- Born: December 23, 1821
- Died: October 18, 1851 (aged 29)
- Other names: Tsugaru Masatari
- Occupation: Daimyō of Kuroishi Domain (1839–1851)
- Predecessor: Tsugaru Yukitsugu
- Successor: Tsugaru Tsugumichi
- Father: Tsugaru Chikatari

= Tsugaru Tsuguyasu =

Japanese daimyō

Tsugaru Tsuguyasu (津軽 承保) was the 3rd daimyō of Kuroishi Domain in northern Mutsu Province, Honshū, Japan (modern-day Aomori Prefecture).
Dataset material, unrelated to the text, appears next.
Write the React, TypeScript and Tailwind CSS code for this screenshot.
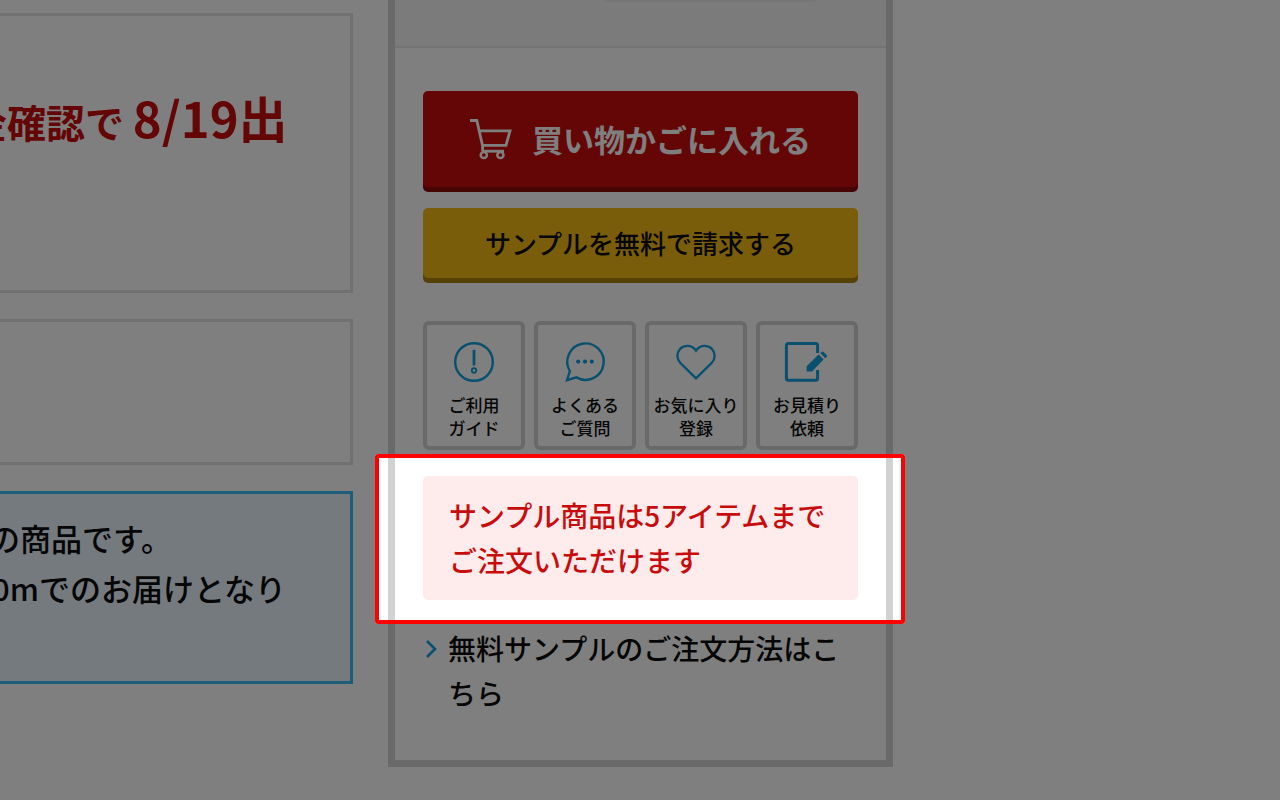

His courtesy title was Izumo-no-kami, and his Court rank was Junior Fifth Rank, Lower Grade.

==Biography==
Tsugaru Tsuguyasu was the 2nd son of Tsugaru Chikatari, the 1st daimyō of Kuroishi Domain and was originally named Tsugaru Masatari . He became daimyō in 1839, when his adoptive elder brother Tsugaru Yukitsugu was reassigned to take over the administration of Hirosaki Domain, changing his name to Tsugaru Tsuguyasu at that time.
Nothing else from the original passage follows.